Una historia tan tierna como triste, donde se junta el talento de dos genios.
Con El Ilusionista, Sylvain Chomet recoge el guante lanzado hace 50 años por Jacques Tati y lo traslada a la gran pantalla en un largometraje de animación con el peculiar estilo que ya tan característico suyo es, después de su premiada Bienvenidos a Belleville.
Chomet recoge ese guante por partida doble, porque no sólo se atreve a adaptar el guión de El Ilusionista desde uno original de Tati, que el director francés no pudo llegar a rodar, sino que lo hace convirtiendo al protagonista de esta historia, el Ilusionista que le da título, en el propio Tati, sin que falten su característica gabardina ni su paraguas para completar el disfraz.
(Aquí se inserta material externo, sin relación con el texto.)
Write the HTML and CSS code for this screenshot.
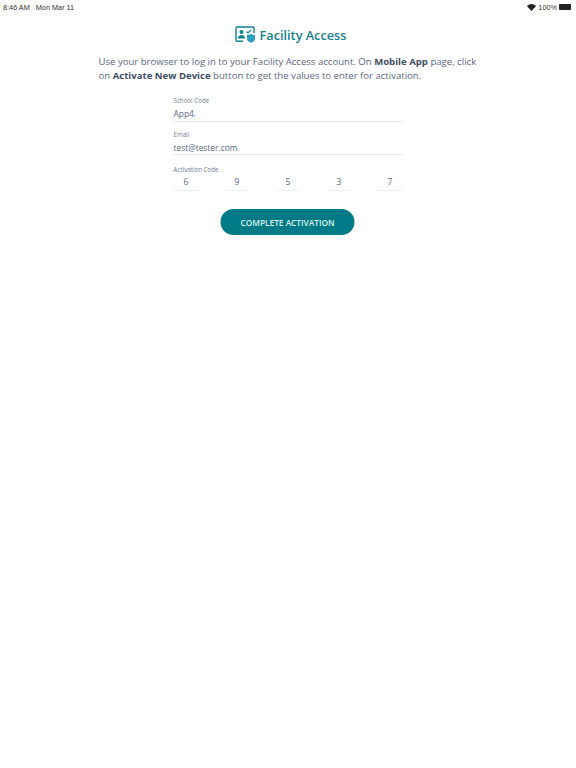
FILE: index.html
```html
<!DOCTYPE html>
<html lang="en">
<head>
    <meta charset="UTF-8" />
    <meta name="viewport" content="width=device-width, initial-scale=1.0"/>
    <title>Facility Access</title>
    <link rel="stylesheet" href="styles.css">
</head>
<body>

<!-- Status bar -->
<div class="status-bar">
    <div class="status-left">
        <span>8:46 AM</span>
        <span>Mon Mar 11</span>
    </div>
    <div class="status-right">
        <svg class="wifi" width="9" height="7" viewBox="0 0 18 14"><path d="M9 14 L0 4.5 C5 -1.2 13 -1.2 18 4.5 Z" fill="#222"/></svg>
        <span>100%</span>
        <div class="battery"></div>
    </div>
</div>

<!-- Main Content -->
<main>
    <div class="title-row">
        <svg class="title-icon" width="21" height="17" viewBox="0 0 21 17" fill="none">
            <path d="M8 15.2H2.2a1.2 1.2 0 0 1-1.2-1.2V2.2A1.2 1.2 0 0 1 2.2 1h15.6A1.2 1.2 0 0 1 19 2.2V7" stroke="#0e7f8a" stroke-width="1.4"/>
            <circle cx="6.5" cy="6" r="2" fill="#0e7f8a"/>
            <path d="M3 12.5c0-2.2 1.6-3.4 3.5-3.4s3.500 1.200 3.500 3.400z" fill="#0e7f8a"/>
            <path d="M11.500 5.500l1.500 1.500 3-3.200" stroke="#0e7f8a" stroke-width="1.200"/>
            <path d="M16 8l4 1.300v3.500c0 2-1.800 3.300-4 4-2.200-.7-4-2-4-4V9.300z" fill="#2a9fc0"/>
        </svg>
        <h1>Facility Access</h1>
    </div>

    <p class="intro">Use your browser to log in to your Facility Access account. On <strong>Mobile App</strong> page, click on <strong>Activate New Device</strong> button to get the values to enter for activation.</p>

    <form class="form">
        <div class="field">
            <label>School Code</label>
            <div class="value">App4<span class="caret">›</span></div>
        </div>
        <div class="field">
            <label>Email</label>
            <div class="value">test@tester.com</div>
        </div>
        <div class="code-field">
            <label>Activation Code</label>
            <div class="code-row">
                <div class="digit">6</div>
                <div class="digit">9</div>
                <div class="digit">5</div>
                <div class="digit">3</div>
                <div class="digit">7</div>
            </div>
        </div>
        <button type="button" class="submit">COMPLETE ACTIVATION</button>
    </form>
</main>

</body>
</html>
```

FILE: styles.css
```css
body {
    font-family: 'Open Sans', sans-serif;
    background: #fff;
    color: #4a5568;
    margin: 0;
    padding: 0;
}

.status-bar {
    display: flex;
    justify-content: space-between;
    align-items: center;
    height: 14px;
    padding: 0 5px 0 3px;
    font-family: 'Liberation Sans', sans-serif;
    font-size: 7.3px;
    color: #333;
}

.status-left {
    display: flex;
    gap: 6px;
}

.status-right {
    display: flex;
    align-items: center;
    gap: 2px;
}

.battery {
    width: 12px;
    height: 6px;
    background: #222;
    border-radius: 1px;
}

main {
    width: 380px;
    margin: 0 auto;
    padding-left: 1px;
}

.title-row {
    display: flex;
    justify-content: center;
    align-items: center;
    gap: 4px;
    margin-top: 11px;
    height: 19px;
    padding-left: 4px;
}

h1 {
    margin: 0;
    font-size: 12.7px;
    font-weight: 600;
    color: #16808c;
}

.intro {
    margin: 11px 0 0;
    font-size: 9.58px;
    line-height: 14px;
    color: #5c6780;
}

.intro strong {
    color: #424d66;
}

.form {
    width: 229px;
    margin: 13px auto 0;
    transform: translateX(-0.5px);
}

label {
    display: block;
    font-size: 6.2px;
    line-height: 9px;
    color: #727c92;
}

.field {
    height: 34px;
}

.value {
    font-size: 8.4px;
    line-height: 10px;
    padding-top: 4px;
    padding-bottom: 1px;
    border-bottom: 1px solid #e6eaf0;
    color: #5c6780;
}

.caret {
    font-size: 6px;
}

.code-field {
    margin-top: 1px;
}

.code-row {
    display: flex;
    justify-content: space-between;
    margin-top: 1px;
}

.digit {
    width: 25px;
    text-align: center;
    font-size: 8.4px;
    line-height: 14px;
    padding-bottom: 1px;
    border-bottom: 1px solid #ecf0f4;
    color: #5c6780;
}

.submit {
    display: block;
    width: 134px;
    height: 26px;
    margin: 18px 0 0 47px;
    border: none;
    border-radius: 13px;
    background: #007b85;
    color: #dff0f1;
    font-family: 'Open Sans', sans-serif;
    font-size: 8.3px;
    font-weight: 600;
    padding: 0;
}
```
Todo para contarnos una historia sobre la inocencia, la magia, y el final de un época: cuando a finales de los años 50 cambia el estilo de espectáculo habitual de las masas, y el mundo, sacudido por la fiebre del rock y el cine, se olvida de espectáculos paralelos como el music-hall y los teatros de variedades, donde malvive en sus últimos años de profesión nuestro protagonista, El Ilusionista.
Aunque el amor por su profesión y su arte resurge cuando, en un pequeño pueblo de provincias donde el progreso aun no ha llegado, descubre un pueblo que aun se sorprende por su actuación, y una pequeña niña que aun cree en la magia, y le devuelve a El Ilusionista la ilusión perdida... por un tiempo al menos.